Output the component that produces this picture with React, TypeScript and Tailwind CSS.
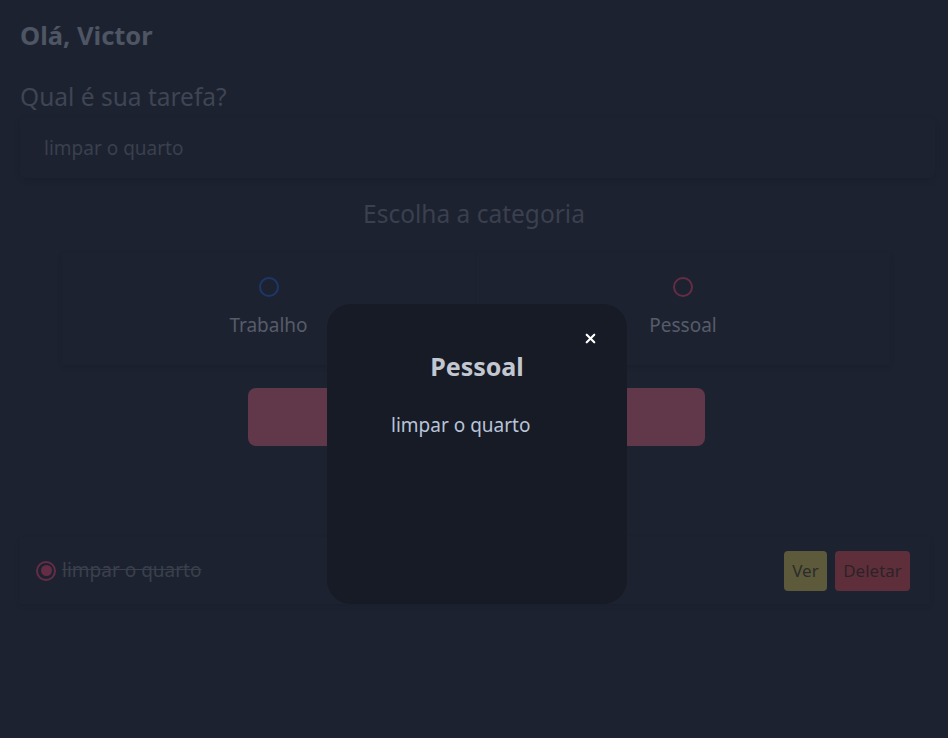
import { X } from 'lucide-react';

const FONT = "font-['Noto_Sans',sans-serif]";

export default function App() {
  return (
    <main className={`relative w-[948px] h-[738px] bg-[#1d2231] overflow-hidden ${FONT}`}>
      <div className="px-5 pt-[20px]">
        <h1 className="text-[25.5px] leading-[30px] font-bold text-[#4e5563]">Olá, Victor</h1>

        <h2 className="mt-[32px] text-[24.5px] leading-[30px] text-[#3f4553]">Qual é sua tarefa?</h2>

        <div className="mt-[6px] h-[60px] w-[915px] rounded-md shadow-[0_2px_6px_rgba(0,0,0,0.12)] flex items-center px-6">
          <span className="text-[19px] text-[#3a404d]">limpar o quarto</span>
        </div>

        <p className="mt-[21px] text-center text-[24.5px] leading-[30px] text-[#3a404e]">Escolha a categoria</p>

        <div className="mt-[24px] ml-[42px] w-[828px] h-[112px] grid grid-cols-2 shadow-[0_2px_5px_rgba(0,0,0,0.1)]">
          <div className="flex flex-col items-center pt-[24px] border-r border-[#1b202d]">
            <span className="w-[20px] h-[20px] rounded-full border-2 border-[#1d376a]" />
            <span className="mt-[14px] text-[19px] text-[#565c68]">Trabalho</span>
          </div>
          <div className="flex flex-col items-center pt-[24px]">
            <span className="w-[20px] h-[20px] rounded-full border-2 border-[#652d45]" />
            <span className="mt-[14px] text-[19px] text-[#565c68]">Pessoal</span>
          </div>
        </div>

        <div className="mt-[23px] ml-[228px] w-[457px] h-[58px] rounded-lg bg-[#613849]" />

        <div className="mt-[91px] w-[910px] h-[67px] flex items-center justify-between pl-[16px] pr-[20px] shadow-[0_2px_5px_rgba(0,0,0,0.1)]">
          <div className="flex items-center gap-[6px]">
            <span className="w-[20px] h-[20px] rounded-full border-2 border-[#652d45] flex items-center justify-center">
              <span className="w-[11px] h-[11px] rounded-full bg-[#652d45]" />
            </span>
            <span className="text-[19px] text-[#3a404b] line-through">limpar o quarto</span>
          </div>
          <div className="flex items-center gap-2">
            <button className="h-[40px] w-[43px] rounded bg-[#5c5a3a] text-[17px] text-[#2b2c2c]">Ver</button>
            <button className="h-[40px] w-[75px] rounded bg-[#5e2f3b] text-[17px] text-[#2e2228]">Deletar</button>
          </div>
        </div>
      </div>

      <div className="absolute left-[327px] top-[304px] w-[300px] h-[300px] rounded-[24px] bg-[#161b26] flex flex-col">
        <div className="flex justify-end pt-[27px] pr-[29px]">
          <X className="w-[15px] h-[15px] text-white" strokeWidth={3.5} />
        </div>
        <h3 className="mt-[6px] text-center text-[25px] leading-[28px] font-bold text-[#c3c7d0]">Pessoal</h3>
        <p className="mt-[31px] pl-[64px] text-[19px] text-[#b9c4d8]">limpar o quarto</p>
      </div>
    </main>
  );
}
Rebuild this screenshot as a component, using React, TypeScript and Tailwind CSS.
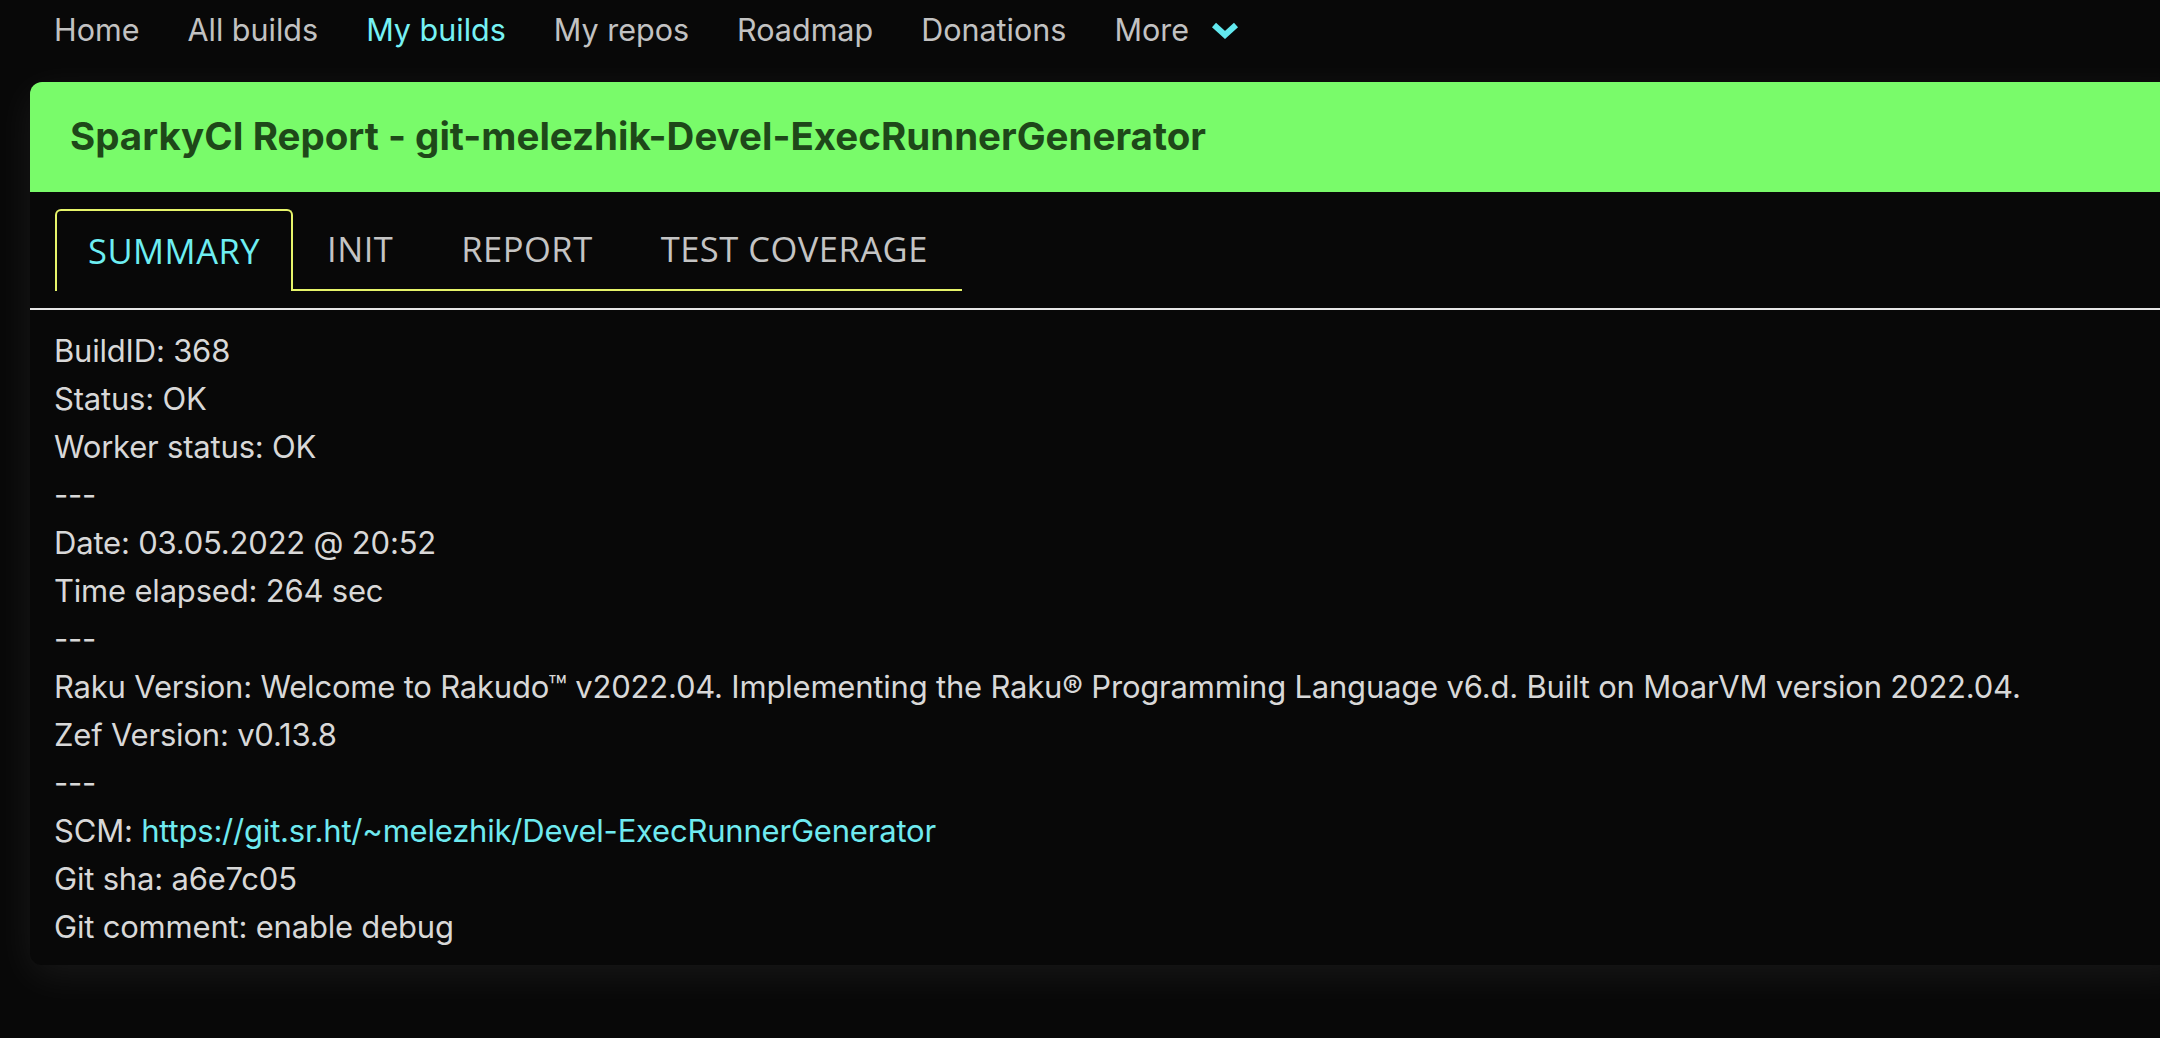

——

◆ What you have to do: Strip out the pictures and quote the remaining data word for word.

◆ Task solution:
Output the component that produces this picture with React, TypeScript and Tailwind CSS.
import { X } from 'lucide-react';

const FONT = "font-['Noto_Sans',sans-serif]";

export default function App() {
  return (
    <main className={`relative w-[948px] h-[738px] bg-[#1d2231] overflow-hidden ${FONT}`}>
      <div className="px-5 pt-[20px]">
        <h1 className="text-[25.5px] leading-[30px] font-bold text-[#4e5563]">Olá, Victor</h1>

        <h2 className="mt-[32px] text-[24.5px] leading-[30px] text-[#3f4553]">Qual é sua tarefa?</h2>

        <div className="mt-[6px] h-[60px] w-[915px] rounded-md shadow-[0_2px_6px_rgba(0,0,0,0.12)] flex items-center px-6">
          <span className="text-[19px] text-[#3a404d]">limpar o quarto</span>
        </div>

        <p className="mt-[21px] text-center text-[24.5px] leading-[30px] text-[#3a404e]">Escolha a categoria</p>

        <div className="mt-[24px] ml-[42px] w-[828px] h-[112px] grid grid-cols-2 shadow-[0_2px_5px_rgba(0,0,0,0.1)]">
          <div className="flex flex-col items-center pt-[24px] border-r border-[#1b202d]">
            <span className="w-[20px] h-[20px] rounded-full border-2 border-[#1d376a]" />
            <span className="mt-[14px] text-[19px] text-[#565c68]">Trabalho</span>
          </div>
          <div className="flex flex-col items-center pt-[24px]">
            <span className="w-[20px] h-[20px] rounded-full border-2 border-[#652d45]" />
            <span className="mt-[14px] text-[19px] text-[#565c68]">Pessoal</span>
          </div>
        </div>

        <div className="mt-[23px] ml-[228px] w-[457px] h-[58px] rounded-lg bg-[#613849]" />

        <div className="mt-[91px] w-[910px] h-[67px] flex items-center justify-between pl-[16px] pr-[20px] shadow-[0_2px_5px_rgba(0,0,0,0.1)]">
          <div className="flex items-center gap-[6px]">
            <span className="w-[20px] h-[20px] rounded-full border-2 border-[#652d45] flex items-center justify-center">
              <span className="w-[11px] h-[11px] rounded-full bg-[#652d45]" />
            </span>
            <span className="text-[19px] text-[#3a404b] line-through">limpar o quarto</span>
          </div>
          <div className="flex items-center gap-2">
            <button className="h-[40px] w-[43px] rounded bg-[#5c5a3a] text-[17px] text-[#2b2c2c]">Ver</button>
            <button className="h-[40px] w-[75px] rounded bg-[#5e2f3b] text-[17px] text-[#2e2228]">Deletar</button>
          </div>
        </div>
      </div>

      <div className="absolute left-[327px] top-[304px] w-[300px] h-[300px] rounded-[24px] bg-[#161b26] flex flex-col">
        <div className="flex justify-end pt-[27px] pr-[29px]">
          <X className="w-[15px] h-[15px] text-white" strokeWidth={3.5} />
        </div>
        <h3 className="mt-[6px] text-center text-[25px] leading-[28px] font-bold text-[#c3c7d0]">Pessoal</h3>
        <p className="mt-[31px] pl-[64px] text-[19px] text-[#b9c4d8]">limpar o quarto</p>
      </div>
    </main>
  );
}
Rebuild this screenshot as a component, using React, TypeScript and Tailwind CSS.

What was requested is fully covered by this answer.